> _Records with interface code_
■ ■ ■ ■
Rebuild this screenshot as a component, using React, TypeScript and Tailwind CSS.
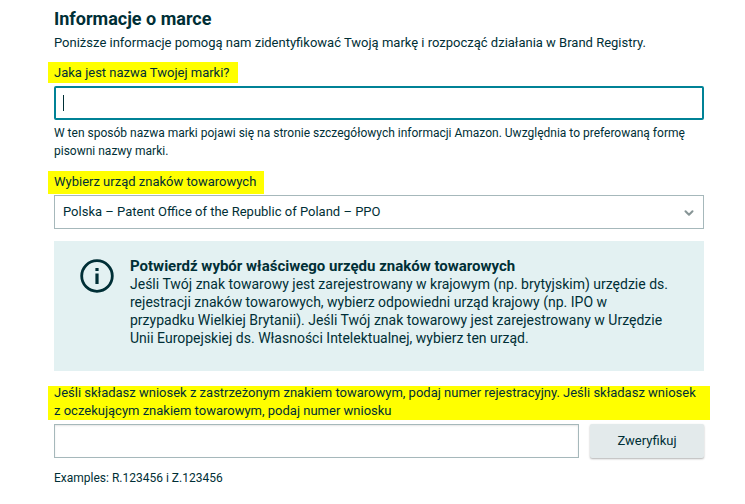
import { useState } from 'react'
import { ChevronDown } from 'lucide-react'

const offices = [
  'Polska – Patent Office of the Republic of Poland – PPO',
]

function InfoIcon() {
  return (
    <svg className="w-[34px] h-[34px] shrink-0" viewBox="0 0 34 34" fill="none" aria-hidden="true">
      <circle cx="17" cy="17" r="15.3" stroke="#002f36" strokeWidth="2.8" />
      <rect x="15.4" y="9" width="3.2" height="3" fill="#002f36" />
      <rect x="15.4" y="14.5" width="3.2" height="10.5" fill="#002f36" />
    </svg>
  )
}

export default function App() {
  const [brand, setBrand] = useState('')
  const [office, setOffice] = useState(offices[0])
  const [number, setNumber] = useState('')

  return (
    <main className="bg-white pl-[54px] pr-[41px] pt-2 pb-4 font-[Roboto,sans-serif] text-[13px] leading-[18px] text-[#002f36]">
      <h1 className="text-[18px] leading-[22px] font-bold">Informacje o marce</h1>
      <p className="mt-1">
        Poniższe informacje pomogą nam zidentyfikować Twoją markę i rozpocząć działania w Brand Registry.
      </p>

      <div className="mt-2.5">
        <label htmlFor="brand" className="block w-fit -ml-1.5 pl-1.5 pr-2 pt-0.5 pb-px bg-[#ffff00]">
          Jaka jest nazwa Twojej marki?
        </label>
        <div className="relative mt-[3px]">
          <input
            id="brand"
            className="block w-full h-[34px] px-2 border-2 border-[#008296] rounded-xs bg-white outline-none"
            value={brand}
            onChange={e => setBrand(e.target.value)}
          />
          {brand === '' && (
            <span className="absolute left-[9px] top-[9px] w-px h-4 bg-[#002f36] pointer-events-none" />
          )}
        </div>
        <p className="mt-1 text-[12px]">
          W ten sposób nazwa marki pojawi się na stronie szczegółowych informacji Amazon. Uwzględnia to preferowaną formę<br />pisowni nazwy marki.
        </p>
      </div>

      <div className="mt-[11px]">
        <label htmlFor="office" className="block w-fit -ml-1.5 pl-1.5 pr-2 pt-0.5 pb-[3px] bg-[#ffff00]">
          Wybierz urząd znaków towarowych
        </label>
        <div className="relative mt-px">
          <select
            id="office"
            className="block w-full h-[34px] pl-2 pr-8 appearance-none border border-[#a6b8bb] bg-white outline-none"
            value={office}
            onChange={e => setOffice(e.target.value)}
          >
            {offices.map(o => (
              <option key={o}>{o}</option>
            ))}
          </select>
          <ChevronDown
            className="absolute right-2 top-[11px] w-3.5 h-3.5 text-[#879596] pointer-events-none"
            strokeWidth={3.5}
          />
        </div>
      </div>

      <section className="mt-3 flex gap-4 bg-[#e3f1f2] pl-[26px] pr-2 pt-4 pb-6 text-[14px]">
        <div className="pt-0.5">
          <InfoIcon />
        </div>
        <div>
          <h2 className="text-[15px] leading-[18px] font-bold">Potwierdź wybór właściwego urzędu znaków towarowych</h2>
          <p>
            Jeśli Twój znak towarowy jest zarejestrowany w krajowym (np. brytyjskim) urzędzie ds.<br />rejestracji znaków towarowych, wybierz odpowiedni urząd krajowy (np. IPO w<br />przypadku Wielkiej Brytanii). Jeśli Twój znak towarowy jest zarejestrowany w Urzędzie<br />Unii Europejskiej ds. Własności Intelektualnej, wybierz ten urząd.
          </p>
        </div>
      </section>

      <div className="mt-[13px]">
        <label
          htmlFor="number"
          className="block -mx-1.5 px-1.5 bg-[linear-gradient(#ffff00,#ffff00)] bg-no-repeat bg-[position:0_2px]"
        >
          Jeśli składasz wniosek z zastrzeżonym znakiem towarowym, podaj numer rejestracyjny. Jeśli składasz wniosek<br />z oczekującym znakiem towarowym, podaj numer wniosku
        </label>
        <div className="mt-1 flex gap-[11px]">
          <input
            id="number"
            className="min-w-0 flex-1 h-[34px] px-2 border border-[#a6b8bb] bg-white shadow-[inset_0_1px_2px_rgba(0,0,0,0.1)] outline-none"
            value={number}
            onChange={e => setNumber(e.target.value)}
          />
          <button className="w-[114px] h-[34px] rounded-xs bg-[#e3eaeb] shadow-[0_1px_2px_rgba(0,0,0,0.3)]">
            Zweryfikuj
          </button>
        </div>
        <p className="mt-[11px] text-[12px]">Examples: R.123456 i Z.123456</p>
      </div>
    </main>
  )
}
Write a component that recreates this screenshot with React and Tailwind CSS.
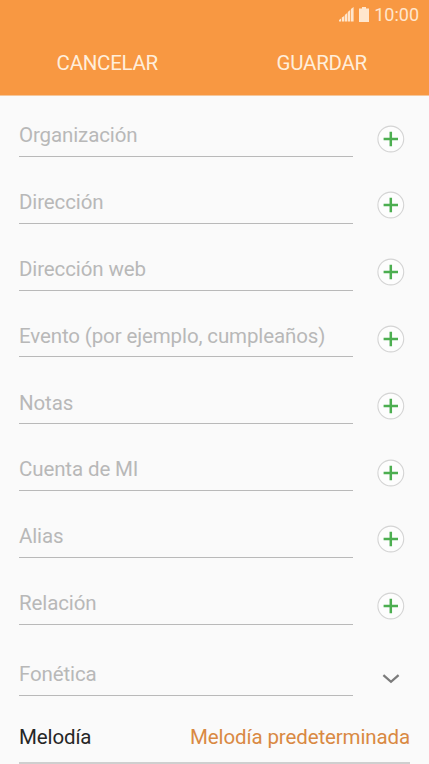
■ ■ ■ ■
> _WRITTEN EXERCISE_
The answer is one number: how many lines of the material above contain "Tailwind".

> _EXPECTED OUTPUT_
2